Now and again, Muggeridge says, he consents to show his face in the enemy camp. He will talk on television. But watch it? No chance. “I don't even own a set nowadays. I tell people I've had my aerials removed and I feel much better for it.”

Yet when people can be lured away from the box they immerse themselves in pornography. Muggeridge shakes his head again. “It is a sad thing that freedom involves the appearance of Penthouse. And, frankly, I see no sign of satiety. I find it difficult to believe that there's going to be a reaction. But there should be. Pornography is a sickness of the soul, and it's everywhere. I think it's utterly tragic.” Yes, and what a colossal irony that the tragedy of the situation should be understood best by the Soviets, who have banned pornography entirely. “It is a great relief not to see it in the Soviet Union,” Muggeridge confesses, almost through gritted teeth.

Still, who can wonder at the West's obsession? For pornography is part of the death wish. If the moral dilemma of the times has a core, Muggeridge says, “it is the dissociation of eroticism from procreation. Eroticism becomes an end in itself—like gastronomy. The end of gastronomy is the vomitorium. We lose our appetites entirely, and so I think we will lose our sexual appetites. The whole trend of the times is toward impotence.”

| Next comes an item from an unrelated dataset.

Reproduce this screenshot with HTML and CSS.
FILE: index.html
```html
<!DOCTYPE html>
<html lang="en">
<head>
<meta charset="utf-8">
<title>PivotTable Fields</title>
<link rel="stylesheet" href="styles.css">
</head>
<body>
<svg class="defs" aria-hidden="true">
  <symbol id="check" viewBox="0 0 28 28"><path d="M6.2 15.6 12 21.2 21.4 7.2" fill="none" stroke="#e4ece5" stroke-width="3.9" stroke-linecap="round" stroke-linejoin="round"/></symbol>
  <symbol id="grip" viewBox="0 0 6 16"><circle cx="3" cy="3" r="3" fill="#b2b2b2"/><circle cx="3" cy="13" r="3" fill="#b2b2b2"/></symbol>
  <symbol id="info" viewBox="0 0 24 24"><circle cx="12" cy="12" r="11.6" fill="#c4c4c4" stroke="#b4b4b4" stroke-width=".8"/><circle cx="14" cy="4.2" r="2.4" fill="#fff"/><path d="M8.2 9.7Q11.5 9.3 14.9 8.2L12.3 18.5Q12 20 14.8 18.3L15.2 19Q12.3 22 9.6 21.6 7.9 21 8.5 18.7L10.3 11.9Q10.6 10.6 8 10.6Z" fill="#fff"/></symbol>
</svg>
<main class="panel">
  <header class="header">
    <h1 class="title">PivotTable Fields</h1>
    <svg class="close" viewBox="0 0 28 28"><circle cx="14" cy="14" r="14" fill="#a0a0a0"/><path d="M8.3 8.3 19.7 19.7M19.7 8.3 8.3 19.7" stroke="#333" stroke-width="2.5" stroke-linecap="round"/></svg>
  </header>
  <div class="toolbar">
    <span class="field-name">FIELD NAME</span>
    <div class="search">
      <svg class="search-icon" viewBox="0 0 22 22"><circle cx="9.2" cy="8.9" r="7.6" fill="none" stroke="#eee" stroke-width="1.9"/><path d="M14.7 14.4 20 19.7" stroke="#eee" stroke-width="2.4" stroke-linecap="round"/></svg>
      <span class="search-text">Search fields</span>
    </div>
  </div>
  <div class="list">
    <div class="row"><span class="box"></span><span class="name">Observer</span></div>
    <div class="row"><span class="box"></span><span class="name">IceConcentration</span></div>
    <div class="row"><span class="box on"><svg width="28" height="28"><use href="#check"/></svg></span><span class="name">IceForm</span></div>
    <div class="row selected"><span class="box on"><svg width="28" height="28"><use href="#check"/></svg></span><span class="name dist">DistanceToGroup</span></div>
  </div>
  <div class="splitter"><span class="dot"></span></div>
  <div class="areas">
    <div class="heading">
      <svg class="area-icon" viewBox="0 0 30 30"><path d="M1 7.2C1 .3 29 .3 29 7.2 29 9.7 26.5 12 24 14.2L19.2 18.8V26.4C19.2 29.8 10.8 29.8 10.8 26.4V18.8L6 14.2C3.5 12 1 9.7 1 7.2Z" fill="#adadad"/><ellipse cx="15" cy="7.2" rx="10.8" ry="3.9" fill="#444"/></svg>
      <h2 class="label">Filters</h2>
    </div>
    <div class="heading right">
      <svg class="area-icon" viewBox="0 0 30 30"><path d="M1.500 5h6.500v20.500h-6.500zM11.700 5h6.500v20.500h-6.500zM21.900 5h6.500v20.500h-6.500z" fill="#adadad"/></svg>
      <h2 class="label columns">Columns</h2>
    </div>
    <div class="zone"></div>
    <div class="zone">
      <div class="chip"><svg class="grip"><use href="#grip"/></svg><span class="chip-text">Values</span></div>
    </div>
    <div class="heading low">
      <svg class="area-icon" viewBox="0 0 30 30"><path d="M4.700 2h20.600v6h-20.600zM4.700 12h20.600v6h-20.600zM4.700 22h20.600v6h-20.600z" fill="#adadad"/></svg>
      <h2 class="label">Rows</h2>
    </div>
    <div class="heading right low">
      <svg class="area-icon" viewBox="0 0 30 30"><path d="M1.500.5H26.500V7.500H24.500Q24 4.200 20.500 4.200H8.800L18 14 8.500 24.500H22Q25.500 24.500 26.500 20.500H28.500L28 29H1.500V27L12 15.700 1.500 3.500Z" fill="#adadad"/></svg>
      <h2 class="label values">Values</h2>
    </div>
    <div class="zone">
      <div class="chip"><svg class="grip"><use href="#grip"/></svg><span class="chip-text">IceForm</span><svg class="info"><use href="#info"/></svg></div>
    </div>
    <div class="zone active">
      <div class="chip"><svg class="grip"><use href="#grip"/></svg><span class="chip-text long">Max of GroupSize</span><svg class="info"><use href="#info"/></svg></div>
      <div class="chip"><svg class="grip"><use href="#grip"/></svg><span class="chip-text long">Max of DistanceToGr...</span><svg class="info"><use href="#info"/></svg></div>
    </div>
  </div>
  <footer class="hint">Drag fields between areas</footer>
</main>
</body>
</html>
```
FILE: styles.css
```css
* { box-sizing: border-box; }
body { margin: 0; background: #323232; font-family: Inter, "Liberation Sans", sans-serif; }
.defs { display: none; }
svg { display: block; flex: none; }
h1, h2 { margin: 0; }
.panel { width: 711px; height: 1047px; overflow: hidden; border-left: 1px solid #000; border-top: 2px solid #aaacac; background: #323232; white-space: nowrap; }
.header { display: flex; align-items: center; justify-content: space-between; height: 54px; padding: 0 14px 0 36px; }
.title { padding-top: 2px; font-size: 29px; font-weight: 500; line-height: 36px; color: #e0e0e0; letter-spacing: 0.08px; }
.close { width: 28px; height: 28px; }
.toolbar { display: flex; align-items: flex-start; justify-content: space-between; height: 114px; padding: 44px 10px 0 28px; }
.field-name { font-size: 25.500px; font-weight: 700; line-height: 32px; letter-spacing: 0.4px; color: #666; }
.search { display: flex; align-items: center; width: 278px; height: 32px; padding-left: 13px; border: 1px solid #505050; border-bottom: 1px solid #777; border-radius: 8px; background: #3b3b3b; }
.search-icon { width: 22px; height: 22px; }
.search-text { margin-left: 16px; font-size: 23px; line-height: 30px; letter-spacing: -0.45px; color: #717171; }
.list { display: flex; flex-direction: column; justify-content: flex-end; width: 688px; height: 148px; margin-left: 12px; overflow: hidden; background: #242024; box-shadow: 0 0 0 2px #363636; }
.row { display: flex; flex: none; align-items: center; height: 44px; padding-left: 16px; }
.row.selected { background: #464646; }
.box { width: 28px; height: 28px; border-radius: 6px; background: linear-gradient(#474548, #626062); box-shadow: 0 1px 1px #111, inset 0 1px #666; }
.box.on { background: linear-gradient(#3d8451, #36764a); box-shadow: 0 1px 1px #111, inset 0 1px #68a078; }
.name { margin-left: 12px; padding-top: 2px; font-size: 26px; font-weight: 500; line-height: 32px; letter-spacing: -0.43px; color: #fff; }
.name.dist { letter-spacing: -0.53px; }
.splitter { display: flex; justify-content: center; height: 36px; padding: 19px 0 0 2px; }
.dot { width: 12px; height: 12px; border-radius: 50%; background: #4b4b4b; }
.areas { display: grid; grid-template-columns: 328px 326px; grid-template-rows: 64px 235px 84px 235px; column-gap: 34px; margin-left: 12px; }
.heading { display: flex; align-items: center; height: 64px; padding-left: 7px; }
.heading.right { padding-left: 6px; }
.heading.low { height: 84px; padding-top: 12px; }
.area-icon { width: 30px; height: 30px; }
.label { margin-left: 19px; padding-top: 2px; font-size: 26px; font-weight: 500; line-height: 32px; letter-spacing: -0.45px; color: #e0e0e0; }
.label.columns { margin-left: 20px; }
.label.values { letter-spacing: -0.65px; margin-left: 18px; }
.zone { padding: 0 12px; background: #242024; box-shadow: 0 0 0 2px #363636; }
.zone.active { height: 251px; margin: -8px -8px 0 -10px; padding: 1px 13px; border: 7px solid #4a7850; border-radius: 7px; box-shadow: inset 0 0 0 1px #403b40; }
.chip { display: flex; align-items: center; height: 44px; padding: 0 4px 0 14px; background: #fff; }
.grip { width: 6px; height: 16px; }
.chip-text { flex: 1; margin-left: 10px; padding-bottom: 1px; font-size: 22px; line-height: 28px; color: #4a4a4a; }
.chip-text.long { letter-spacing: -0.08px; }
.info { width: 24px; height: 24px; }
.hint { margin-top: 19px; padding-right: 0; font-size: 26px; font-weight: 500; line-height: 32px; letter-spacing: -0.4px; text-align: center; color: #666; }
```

A modern Englishman, indeed, is required to know something of impotence—the national variety if not the sexual. The country is in a hash. “I think the future of England is more uncertain than at any time since the Civil War” (since 1646, that is, not 1865). “Both America and Britain are entered in the Gadarene Sweepstakes, but we're a length or two ahead at the moment.”

Of the present political parties, and of the politicians who infest them, there is nothing to be hoped. What is the alternative to the Labor government? “Margaret Thatcher!” cries Muggeridge with perverse glee, as if nothing could be funnier than the thought of a plum-voiced housewife as savior of the United Kingdom. Nor is the rest of Europe in noticeably better shape than Britain. “I certainly think Western Europe is going to collapse. It will be either a takeover, in the case of France and Italy, with the Communists masquerading as democrats, or it will be, as in England, a failure by government to govern.”

There is talk in England that a dictator may arise to bring order out of chaos. Does Muggeridge listen seriously to such talk? He does. “You have to consider that when a choice is offered, between dictatorship and chaos, it is customary to choose tyranny.”

And yet … and yet … suppose the world really is coming to an end. Is that necessarily so bad a thing? Muggeridge draws a breath. The corners of his mouth once more go haring off in opposite directions, and the blue eyes twinkle with a kind of constrained excitement. “Of course there is another side to this whole question of Western collapse. The discrediting of liberal society and Marxist society, from the point of view of truth and reality, is a wonderful thing. Solzhenitsyn has proved that attempts to condition mankind are a failure. Our present economic chaos shows this, too—that it's no good conditioning man as an economic animal. In Russia, recrudescence of transcendent belief has become a very real thing. And in the Western countries, people have lost confidence in this constant picture of everlasting prosperity. There is deep disillusion with the optimistic kingdom-of-heaven-on-earth view.” In Dallas, too? Ah, yes; even here.

It is at such a point that men turn at last to where Muggeridge's own eyes are fixed. They turn to God. “The Christian alternative is our only hope, our only prospect.” Muggeridge talks with terrific intensity. He is, once again, St. Mugg, apostle to the neo-pagans. “Christianity is certain and immediate salvation to all who avail themselves of it.” It would help, of course, if the churches were better shepherds, better watchmen over the souls committed to them. With organized religion, Muggeridge is decidedly impatient. The churches play around with their liturgies, effacing the sense of permanence that helps make religion attractive. “As for the poor old Anglican Church, I can't help feeling sorry for it; they have so completely taken up this social gospel. But of course so have the Roman Catholics.”

“Still, the only church I would join,” affirms Muggeridge, “is the Roman Catholic Church, which I have a sort of insane love for. But I would be an awful nuisance as a church member. You'll remember Groucho Marx's remark that he wouldn't want to be a member of any club that would have him as a member. Well, I wouldn't want to join a church that would accept me.”

Church or no church, the problem of good and evil, which is the central problem of mankind, is with us once more in all its awesomeness, and there is no way of evading it. “There will be a breakdown. Out of that breakdown will be a form of authoritarianism that is anti-Christian. These will be great testing times. But I don't feel at all hopeless. Where is the Church strongest? In Poland, which is a Communist country. And out of Russia, where religion is viciously persecuted, has come Solzhenitsyn, a man who speaks the language of Western civilization. So the faith will survive. The times will be hard, but God is on the side of those who worship Him, and His people will prevail.”

The man who is known as St. Mugg smiles once more. A triumphant smile; a smile of victory. What if the world is coming to an end? Who will miss such a world when a better one is on the way, devoid, if we are lucky, of politicians, pornographers, and television commentators? The thought is delicious. “No,” says Malcolm Muggeridge, savoring it, “I don't feel at all hopeless.”